Linux 内核第一版 (v0.01) 开源代码解读

Linux爱好者 2023-08-16 11:50 发表于浙江

转自：OSC开源社区（ID：oschina2013)

《Exploring the internals of Linux v0.01》是一篇解读 Linux 内核第一版开源代码的文章。此文今天在 Reddit 和 Hacker News 都冲上了热门。

原文：https://seiya.me/blog/reading-linux-v0.01

文章介绍道，Linux 内核首个开源版本 (v0.01) 的体积非常小，仅包含 10,239 行代码。如果除去注释和空行，只剩下 8,670 行。正因它足够小，所以方便理解，是了解类 UNIX 操作系统内核内部结构的良好起点。

部分要点 & 有趣的冷知识：

v0.01 总共包含 66 个 system call，如下：


access acct alarm break brk chdir chmod
chown chroot close creat dup dup2 execve
exit fcntl fork fstat ftime getegid geteuid
getgid getpgrp setsid getpid getppid
getuid gtty ioctl kill link lock lseek
mkdir mknod mount mpx nice open pause
phys pipe prof ptrace read rename rmdir
setgid setpgid setuid setup signal stat
stime stty sync time times ulimit umask
umount uname unlink ustat utime waitpid write

针对 i386 进行了深度硬编码

Linux 内核最初的名字为 "FREAX"


xxxxxxxxxx
# Makefile for the FREAX-kernel.

5 行代码实现 Kernel panic


xxxxxxxxxx
volatile void panic(const char * s)
{
printk("Kernel panic: %s\n\r",s);
for(;;);
}

Linus 当时没有 8MB RAM 的机器


xxxxxxxxxx
 * For those with more memory than 8 Mb - tough luck. I've
 * not got it, why should you :-) The source is here. Change
 * it. (Seriously - it shouldn't be too difficult. ...

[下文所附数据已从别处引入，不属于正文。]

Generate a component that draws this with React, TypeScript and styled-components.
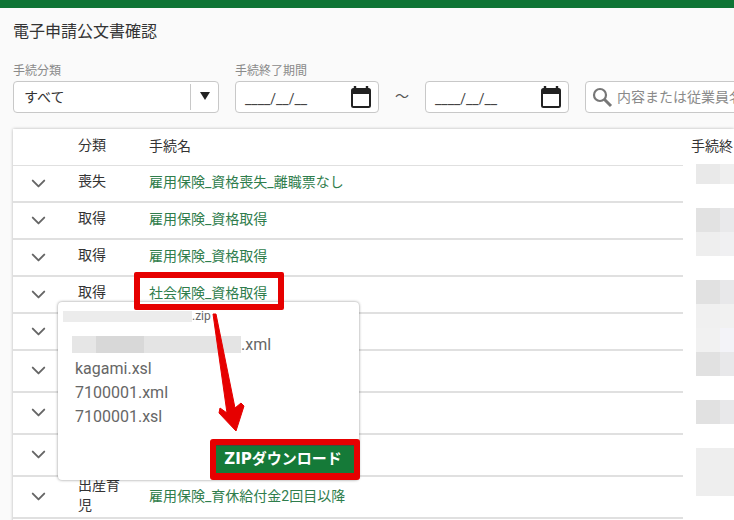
import React from "react";
import styled, { createGlobalStyle } from "styled-components";
import { ChevronDown } from "lucide-react";

const GlobalStyle = createGlobalStyle`
  html, body {
    margin: 0;
    padding: 0;
    background: #fafafa;
  }
  body {
    font-family: Roboto, "Noto Sans CJK JP", sans-serif;
    color: #333;
  }
`;

const Page = styled.div`
  position: relative;
  width: 734px;
  height: 520px;
  overflow: hidden;
  background: #fafafa;
`;

const TopBar = styled.div`
  height: 8px;
  background: #0f7435;
`;

const Content = styled.div`
  padding: 14px 0 0 13px;
`;

const Title = styled.h1`
  margin: 0;
  height: 20px;
  font-size: 16px;
  font-weight: 400;
  line-height: 20px;
  color: #333;
`;

const Filters = styled.div`
  display: flex;
  align-items: flex-end;
  margin-top: 23px;
  width: 900px;
`;

const Field = styled.div`
  display: flex;
  flex: none;
  flex-direction: column;
  margin-right: 16px;
`;

const Label = styled.label`
  height: 12px;
  margin-bottom: 4px;
  font-size: 12px;
  line-height: 12px;
  color: #8a8a8a;
`;

const InputBox = styled.div<{ $width: number }>`
  display: flex;
  align-items: center;
  box-sizing: border-box;
  width: ${(p) => p.$width}px;
  height: 32px;
  background: #fff;
  border: 1px solid #c8c8c8;
  border-radius: 4px;
`;

const SelectValue = styled.span`
  flex: 1;
  padding: 0 0 2px 10px;
  font-size: 14px;
  color: #333;
`;

const SelectArrow = styled.span`
  display: flex;
  align-items: center;
  justify-content: center;
  width: 27px;
  height: 26px;
  border-left: 1px solid #c8c8c8;
  &::after {
    content: "";
    margin-top: -3px;
    border-left: 5px solid transparent;
    border-right: 5px solid transparent;
    border-top: 8px solid #222;
  }
`;

const DateBox = styled(InputBox)`
  justify-content: space-between;
  padding: 0 6px 0 9px;
`;

const DateMask = styled.span`
  font-size: 14px;
  padding-top: 3px;
  color: #444;
`;

const Tilde = styled.span`
  flex: none;
  width: 46px;
  margin-left: -16px;
  height: 32px;
  line-height: 30px;
  text-align: center;
  font-size: 14px;
  color: #555;
`;

const SearchIcon = styled.svg`
  flex: none;
  margin-left: 5px;
`;

const SearchHint = styled.span`
  margin-left: 4px;
  padding-bottom: 2px;
  font-size: 14px;
  color: #8a8a8a;
  white-space: nowrap;
`;

const TableCard = styled.div`
  display: flex;
  margin-top: 16px;
  width: 721px;
  height: 400px;
  background: #fff;
  box-shadow: 0 0 3px rgba(0, 0, 0, 0.28);
`;

const MainColumn = styled.div`
  width: 670px;
  flex: none;
`;

const SideColumn = styled.div`
  flex: 1;
  overflow: hidden;
`;

const SideHead = styled.div`
  height: 35px;
  padding-left: 8px;
  font-size: 14px;
  line-height: 34px;
  white-space: nowrap;
  color: #333;
`;

const Mosaic = styled.div<{ $gap?: number; $h: number; $a: string; $b: string }>`
  margin: ${(p) => p.$gap ?? 0}px 0 0 13px;
  height: ${(p) => p.$h}px;
  background: linear-gradient(
    to right,
    ${(p) => p.$a} 0,
    ${(p) => p.$a} 24px,
    ${(p) => p.$b} 24px
  );
`;

const HeadRow = styled.div`
  display: flex;
  align-items: center;
  box-sizing: border-box;
  height: 37px;
  padding-bottom: 1px;
  border-bottom: 1px solid #e0e0e0;
  font-size: 14px;
  color: #333;
`;

const Row = styled.div<{ $tall?: boolean }>`
  display: flex;
  align-items: center;
  box-sizing: border-box;
  height: ${(p) => (p.$tall ? 42 : 37)}px;
  padding-bottom: 1px;
  border-bottom: 2px solid #e0e0e0;
  font-size: 14px;
  color: #333;
`;

const ExpandCell = styled.div`
  display: flex;
  justify-content: center;
  width: 50px;
  color: #666;
`;

const TypeCell = styled.div`
  width: 42px;
  margin: 0 29px 4px 15px;
  flex: none;
  line-height: 20px;
`;

const NameCell = styled.div`
  margin-bottom: 4px;
  color: #2f7d4c;
  white-space: nowrap;
`;

const HeadName = styled.div`
  margin-bottom: 4px;
  color: #333;
`;

const Callout = styled.div`
  position: absolute;
  left: 134px;
  top: 272px;
  box-sizing: border-box;
  width: 150px;
  height: 38px;
  border: 6px solid #e60000;
  border-radius: 2px;
`;

const Popup = styled.div`
  position: absolute;
  left: 58px;
  top: 302px;
  box-sizing: border-box;
  width: 301px;
  height: 178px;
  padding: 6px 5px 0 5px;
  background: #fff;
  border-radius: 4px;
  box-shadow: 0 0 3px rgba(0, 0, 0, 0.45);
`;

const ZipName = styled.div`
  display: flex;
  align-items: center;
  height: 16px;
  font-size: 12px;
  color: #666;
`;

const Redacted = styled.span<{ $w: number }>`
  display: inline-block;
  width: ${(p) => p.$w}px;
  height: 11px;
  background: #ececec;
`;

const FileList = styled.ul`
  list-style: none;
  margin: 8px 0 0;
  padding: 0 0 0 12px;
`;

const FileItem = styled.li`
  display: flex;
  align-items: center;
  height: 24px;
  font-size: 16px;
  color: #666;
`;

const RedactedName = styled.span`
  width: 169px;
  height: 17px;
  margin-left: -3px;
  background: linear-gradient(
    to right,
    #e6e6e6 0,
    #e6e6e6 24px,
    #d8d8d8 24px,
    #d8d8d8 72px,
    #e4e4e4 72px
  );
`;

const ZipButton = styled.button`
  position: absolute;
  right: -1px;
  bottom: 0;
  box-sizing: border-box;
  width: 150px;
  height: 41px;
  padding: 0 4px 3px 0;
  background: #157a38;
  border: 6px solid #e60000;
  border-bottom-width: 7px;
  border-radius: 3px;
  box-shadow: inset 0 1px 0 #3d4f3c;
  font-family: "DejaVu Sans", "Noto Sans CJK JP", sans-serif;
  font-size: 15px;
  font-weight: 700;
  color: #fff;
`;

const Arrow = styled.svg`
  position: absolute;
  left: 210px;
  top: 310px;
`;

const CalendarIcon = () => (
  <svg width="22" height="24" viewBox="0 0 22 24">
    <path d="M5 1v3M17 1v3" stroke="#222" strokeWidth="2.4" fill="none" />
    <rect x="2" y="4" width="18" height="18" rx="1.5" fill="none" stroke="#222" strokeWidth="2" />
    <rect x="2" y="4" width="18" height="5" fill="#222" />
  </svg>
);

type RowData = { type?: string; name?: string; tall?: boolean };

const rows: RowData[] = [
  { type: "喪失", name: "雇用保険_資格喪失_離職票なし" },
  { type: "取得", name: "雇用保険_資格取得" },
  { type: "取得", name: "雇用保険_資格取得" },
  { type: "取得", name: "社会保険_資格取得" },
  {},
  { tall: true },
  { tall: true },
  { tall: true },
  { type: "出産育児", name: "雇用保険_育休給付金2回目以降", tall: true },
];

const mosaics = [
  { $h: 20, $a: "#e9e9e9", $b: "#efefef" },
  { $gap: 24, $h: 24, $a: "#e2e2e2", $b: "#e9e9eb" },
  { $h: 24, $a: "#eeeeee", $b: "#f0f0f2" },
  { $gap: 24, $h: 24, $a: "#e1e1e1", $b: "#e8e8ea" },
  { $h: 24, $a: "#f0f0f0", $b: "#f1f1f1" },
  { $h: 24, $a: "#f1f1f1", $b: "#f3f3f8" },
  { $h: 24, $a: "#e1e1e1", $b: "#e8e8ea" },
  { $gap: 24, $h: 24, $a: "#e1e1e1", $b: "#e8e8ea" },
  { $gap: 24, $h: 48, $a: "#eeeeee", $b: "#eeeeee" },
];

export default function App() {
  return (
    <Page>
      <GlobalStyle />
      <TopBar />
      <Content>
        <Title>電子申請公文書確認</Title>
        <Filters>
          <Field>
            <Label>手続分類</Label>
            <InputBox $width={206}>
              <SelectValue>すべて</SelectValue>
              <SelectArrow />
            </InputBox>
          </Field>
          <Field>
            <Label>手続終了期間</Label>
            <DateBox $width={144}>
              <DateMask>____/__/__</DateMask>
              <CalendarIcon />
            </DateBox>
          </Field>
          <Tilde>～</Tilde>
          <Field>
            <DateBox $width={144}>
              <DateMask>____/__/__</DateMask>
              <CalendarIcon />
            </DateBox>
          </Field>
          <Field>
            <InputBox $width={220}>
              <SearchIcon width="22" height="22" viewBox="0 0 22 22">
                <circle cx="9" cy="9" r="6" fill="none" stroke="#777" strokeWidth="2.2" />
                <path d="M13.5 13.5 L20 20" stroke="#777" strokeWidth="3" />
              </SearchIcon>
              <SearchHint>内容または従業員名</SearchHint>
            </InputBox>
          </Field>
        </Filters>
        <TableCard>
          <MainColumn>
            <HeadRow>
              <ExpandCell />
              <TypeCell>分類</TypeCell>
              <HeadName>手続名</HeadName>
            </HeadRow>
            {rows.map((row, i) => (
              <Row key={i} $tall={row.tall}>
                <ExpandCell>
                  <ChevronDown size={23} strokeWidth={2} />
                </ExpandCell>
                <TypeCell>{row.type}</TypeCell>
                <NameCell>{row.name}</NameCell>
              </Row>
            ))}
          </MainColumn>
          <SideColumn>
            <SideHead>手続終</SideHead>
            {mosaics.map((m, i) => (
              <Mosaic key={i} {...m} />
            ))}
          </SideColumn>
        </TableCard>
      </Content>
      <Popup>
        <ZipName>
          <Redacted $w={129} />
          .zip
        </ZipName>
        <FileList>
          <FileItem>
            <RedactedName />
            .xml
          </FileItem>
          <FileItem>kagami.xsl</FileItem>
          <FileItem>7100001.xml</FileItem>
          <FileItem>7100001.xsl</FileItem>
        </FileList>
        <ZipButton>ZIPダウンロード</ZipButton>
      </Popup>
      <Callout />
      <Arrow width="40" height="125" viewBox="0 0 40 125">
        <path
          d="M3 4 L6 4 L25 98 L31 93 L34 96 L26 121 L9 103 L10 98 L17 103 Z"
          fill="#e60000"
          stroke="#e60000"
          strokeLinejoin="round"
        />
      </Arrow>
    </Page>
  );
}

Linux v0.01 源代码下载：https://cdn.kernel.org/pub/linux/kernel/Historic/linux-0.01.tar.gz

Exploring the internals of Linux v0.01

August 12, 2023

Linux kernel is often mentioned as a overwhelmingly large open source software. As of this writing, the latest version is v6.5-rc5, which consists of 36M lines of code. Needless to say, Linux is a fruit of hard work of many contributors over the decades.

However, the first version of Linux, v0.01 was pretty small. It consisted of only 10,239 lines of code. Excluding comments and blank lines, it was only 8,670 lines. It's small enough to understand and is a good starting point to learn about the internals of UNIX-like operating system kernels.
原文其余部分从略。